The Trap

“I couldn’t be rapping about shutting down the clubs because I wasn’t in the clubs. I was in the trap house. I was on the corner.We didn’t know the fun we were having would give birth to a whole genre and inspire a generation of artists after us. Trap music. The whole process was crude and unrefined. What we were making wasn’t radio-ready and definitely not destined for the charts. When I think about trap I think about something raw. Something that hasn’t been diluted. Something with no polish on it. Music that sounds as grimy as the world that it came out of.”

Gucci Mane - known as the “Trap God” and as one the creator of Trap music.

From The Autobiography of Gucci Mane (2018), co-written by Neil Martinez-Belkin, edited by Simon & Schuster.

In our collective psyche, Atlanta is a city associated with Coca Cola, the 1996 Olympics and its airport, the busiest in the world. However, in recent years, Georgia’s capital has become a worldwide cultural epicenter for an entirely new reason: Atlanta is the birthplace of trap music. Alike Detroit and the Motown movement in the 60’s or britpop in Manchester during the late 90’s, Atlanta is the latest post-industrial city to give birth to new musical era.

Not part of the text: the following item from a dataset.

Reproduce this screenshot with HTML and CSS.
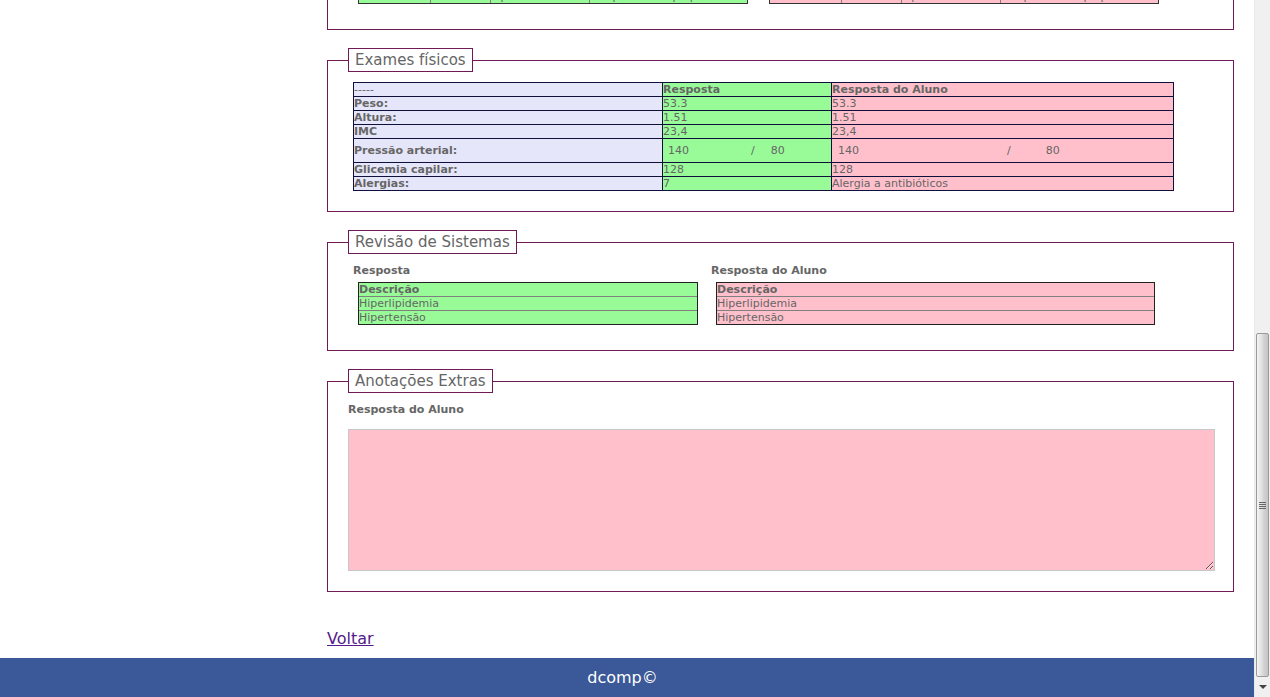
FILE: index.html
```html
<!DOCTYPE html>
<html lang="pt-BR">
<head>
<meta charset="utf-8">
<title>Caso clínico - correção</title>
<link rel="stylesheet" href="styles.css">
</head>
<body>
<div class="window">
  <main class="main">
    <div class="content">
      <fieldset class="fs">
        <legend>Hábitos de Vida</legend>
        <div class="pair pair-half">
          <div class="col">
            <div class="lbl">Resposta</div>
            <table class="habits ok">
              <tr><th>Hábito</th><th>Faz uso?</th><th>Tipo</th><th>Tempo</th></tr>
              <tr><td>Tabagismo</td><td>Não</td><td>Tipo de cigarro:</td><td>Há quanto tempo parou:</td></tr>
              <tr><td>Álcool</td><td>Não</td><td>Tipo de bebida:</td><td>Há quanto tempo parou:</td></tr>
            </table>
          </div>
          <div class="col">
            <div class="lbl">Resposta do Aluno</div>
            <table class="habits al">
              <tr><th>Hábito</th><th>Faz uso?</th><th>Tipo</th><th>Tempo</th></tr>
              <tr><td>Tabagismo</td><td>Não</td><td>Tipo de cigarro:</td><td>Há quanto tempo parou:</td></tr>
              <tr><td>Álcool</td><td>Não</td><td>Tipo de bebida:</td><td>Há quanto tempo parou:</td></tr>
            </table>
          </div>
        </div>
      </fieldset>

      <fieldset class="fs">
        <legend>Exames físicos</legend>
        <table class="exam">
          <colgroup><col class="c1"><col class="c2"><col class="c3"></colgroup>
          <tr><td class="lab norm">-----</td><td class="ok b">Resposta</td><td class="al b">Resposta do Aluno</td></tr>
          <tr><td class="lab">Peso:</td><td class="ok">53.3</td><td class="al">53.3</td></tr>
          <tr><td class="lab">Altura:</td><td class="ok">1.51</td><td class="al">1.51</td></tr>
          <tr><td class="lab">IMC</td><td class="ok">23,4</td><td class="al">23,4</td></tr>
          <tr class="tall">
            <td class="lab">Pressão arterial:</td>
            <td class="ok"><span class="pa pa-ok"><span class="v1">140</span><span class="sl">/</span><span class="v2">80</span></span></td>
            <td class="al"><span class="pa pa-al"><span class="v1">140</span><span class="sl">/</span><span class="v2">80</span></span></td>
          </tr>
          <tr><td class="lab">Glicemia capilar:</td><td class="ok">128</td><td class="al">128</td></tr>
          <tr><td class="lab">Alergias:</td><td class="ok">7</td><td class="al">Alergia a antibióticos</td></tr>
        </table>
      </fieldset>

      <fieldset class="fs">
        <legend>Revisão de Sistemas</legend>
        <div class="pair pair-rev">
          <div class="col">
            <div class="lbl">Resposta</div>
            <table class="list ok">
              <tr><th>Descrição</th></tr>
              <tr><td>Hiperlipidemia</td></tr>
              <tr><td>Hipertensão</td></tr>
            </table>
          </div>
          <div class="col">
            <div class="lbl">Resposta do Aluno</div>
            <table class="list al">
              <tr><th>Descrição</th></tr>
              <tr><td>Hiperlipidemia</td></tr>
              <tr><td>Hipertensão</td></tr>
            </table>
          </div>
        </div>
      </fieldset>

      <fieldset class="fs fs-notes">
        <legend>Anotações Extras</legend>
        <div class="lbl lbl-flat">Resposta do Aluno</div>
        <textarea class="notes" readonly></textarea>
      </fieldset>

      <div class="back"><a href="#" class="back-link">Voltar</a></div>
    </div>
    <footer class="footer">dcomp©</footer>
  </main>
  <aside class="sb">
    <div class="sb-track"></div>
    <div class="sb-thumb"><span class="grip"></span></div>
    <div class="sb-btn"><span class="arrow"></span></div>
  </aside>
</div>
</body>
</html>
```

FILE: styles.css
```css
html, body {
  margin: 0;
  padding: 0;
  height: 697px;
  overflow: hidden;
}

body {
  font-family: "DejaVu Sans", Verdana, sans-serif;
  font-size: 11px;
  color: #666;
  background: #fff;
}

.window {
  display: flex;
  height: 697px;
}

.main {
  flex: 1;
  display: flex;
  flex-direction: column;
  justify-content: flex-end;
  overflow: hidden;
  min-width: 0;
}

.content {
  flex-shrink: 0;
  padding: 0 20px 0 327px;
}

/* fieldsets */
.fs {
  margin: 0;
  padding: 0 20px 20px;
  border: 1px solid #6f1a56;
  min-width: 0;
}

.fs + .fs {
  margin-top: 18px;
}

.fs legend {
  font-size: 15px;
  line-height: 21px;
  padding: 1px 6px 0 6px;
  border: 1px solid #6f1a56;
  color: #666;
}

.lbl {
  font-weight: bold;
  line-height: 12px;
  padding-top: 1px;
  margin-top: 10px;
}

/* two-column pairs */
.pair {
  display: grid;
  width: 95%;
  margin-left: 5px;
}

.pair-half {
  grid-template-columns: 1fr 1fr;
  padding-bottom: 5px;
}

.pair-rev {
  grid-template-columns: 358px 1fr;
  padding-bottom: 5px;
}

.col > table {
  margin-top: 5px;
  margin-left: 5px;
  width: 95%;
}

.pair-rev .col + .col > table {
  width: 439px;
}

.ok { background: #98fb98; }
.al { background: #ffc0cb; }

/* habit tables */
.habits {
  border-collapse: separate;
  border-spacing: 0;
  border: 1px solid #333;
  table-layout: fixed;
}

.habits th,
.habits td {
  padding: 1px 0 0;
  line-height: 12px;
  text-align: left;
  white-space: nowrap;
  overflow: hidden;
}

.habits th + th,
.habits td + td {
  border-left: 1px solid #808080;
}

.habits tr + tr td {
  border-top: 1px solid #808080;
}

.habits th:nth-child(1), .habits td:nth-child(1) { width: 71px; }
.habits th:nth-child(2), .habits td:nth-child(2) { width: 59px; }
.habits th:nth-child(3), .habits td:nth-child(3) { width: 98px; }

/* exam table */
.exam {
  border-collapse: collapse;
  table-layout: fixed;
  width: 820px;
  margin: 10px 0 0 5px;
}

.exam .c1 { width: 309px; }
.exam .c2 { width: 169px; }
.exam .c3 { width: 342px; }

.exam td {
  border: 1px solid #10103c;
  padding: 1px 0 0;
  line-height: 12px;
  height: 12px;
  white-space: nowrap;
}

.exam .lab {
  background: #e6e6fa;
  font-weight: bold;
}

.exam .lab.norm { font-weight: normal; }
.exam .b { font-weight: bold; }

.exam .tall td {
  height: 23px;
  padding: 0;
}

.pa {
  display: flex;
  align-items: center;
  height: 23px;
  padding-top: 1px;
  box-sizing: border-box;
}

.pa .v1 { box-sizing: border-box; }
.pa-ok .v1 { width: 88px; padding-left: 5px; }
.pa-ok .v2 { margin-left: 16px; }
.pa-al .v1 { width: 175px; padding-left: 6px; }
.pa-al .v2 { margin-left: 35px; }

/* list tables */
.list {
  border-collapse: separate;
  border-spacing: 0;
  border: 1px solid #222;
}

.list th,
.list td {
  padding: 1px 0 0;
  line-height: 12px;
  text-align: left;
}

.list td {
  border-top: 1px solid #808080;
}

/* notes */
.lbl-flat { margin-top: 10px; }

.notes {
  display: block;
  box-sizing: border-box;
  width: 867px;
  height: 142px;
  margin: 13px 0 0;
  border: 1px solid #c8c8c8;
  background: #ffc0cb;
  padding: 2px;
  font-family: "DejaVu Sans", Verdana, sans-serif;
  font-size: 11px;
  color: #666;
}

/* back link */
.back {
  padding: 37px 0 10px;
  font-size: 16px;
  line-height: 19px;
}

.back-link {
  color: #551a8b;
  text-decoration: underline;
}

/* footer */
.footer {
  flex-shrink: 0;
  height: 39px;
  line-height: 39px;
  padding-right: 9px;
  background: #3b5998;
  color: #fff;
  text-align: center;
  font-size: 16px;
}

/* fake scrollbar */
.sb {
  width: 16px;
  flex-shrink: 0;
  display: flex;
  flex-direction: column;
  background: #f0f0f0;
  border-left: 1px solid #e8e8e8;
  box-sizing: border-box;
}

.sb-track {
  height: 333px;
}

.sb-thumb {
  height: 344px;
  margin: 0 1px;
  box-sizing: border-box;
  border: 1px solid #9a9a9a;
  border-radius: 2px;
  background: linear-gradient(to right, #f4f4f4 0%, #e2e2e2 40%, #cfcfcf 70%, #c4c4c4 100%);
  display: flex;
  align-items: center;
  justify-content: center;
}

.grip {
  width: 7px;
  height: 7px;
  background: repeating-linear-gradient(to bottom, #666 0 1px, transparent 1px 2px);
}

.sb-btn {
  height: 20px;
  display: flex;
  align-items: center;
  justify-content: center;
  background: #f0f0f0;
}

.arrow {
  width: 0;
  height: 0;
  border-left: 4px solid transparent;
  border-right: 4px solid transparent;
  border-top: 4px solid #444;
}
```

This new style of very popular rap, has reinvented all the standards of the genre. It is characterized by very slow beats and lyrics that are centered around drug trafficking. In fact, its name is a direct reference to the drug trade: trap houses are crack houses in abandoned neighbourhoods, where all kinds of drugs are prepared and sold. 

This serie is an intimate deep dive into the cradle of trap music: the southern neighbourhoods of Atlanta, their tropical climate, their moist and humid air.

A world in which the stars of the genre return home regularly, receiving a hero’s welcome and being treated like role models by a large part of the community. 

In order to capture the unique atmosphere and musical era that’s currently being written, we navigate between the different places that make up the lives of its key actors: the iconic Magic City strip club, improvised home studios, trap houses and street corners. There, we meet various characters, famous rappers or aspiring stars, observers and fans.

This is not meant to be a photojournalistic treatment, I believe it's a more subjective treatment of a real, tangible cultural movement and the community it came out of.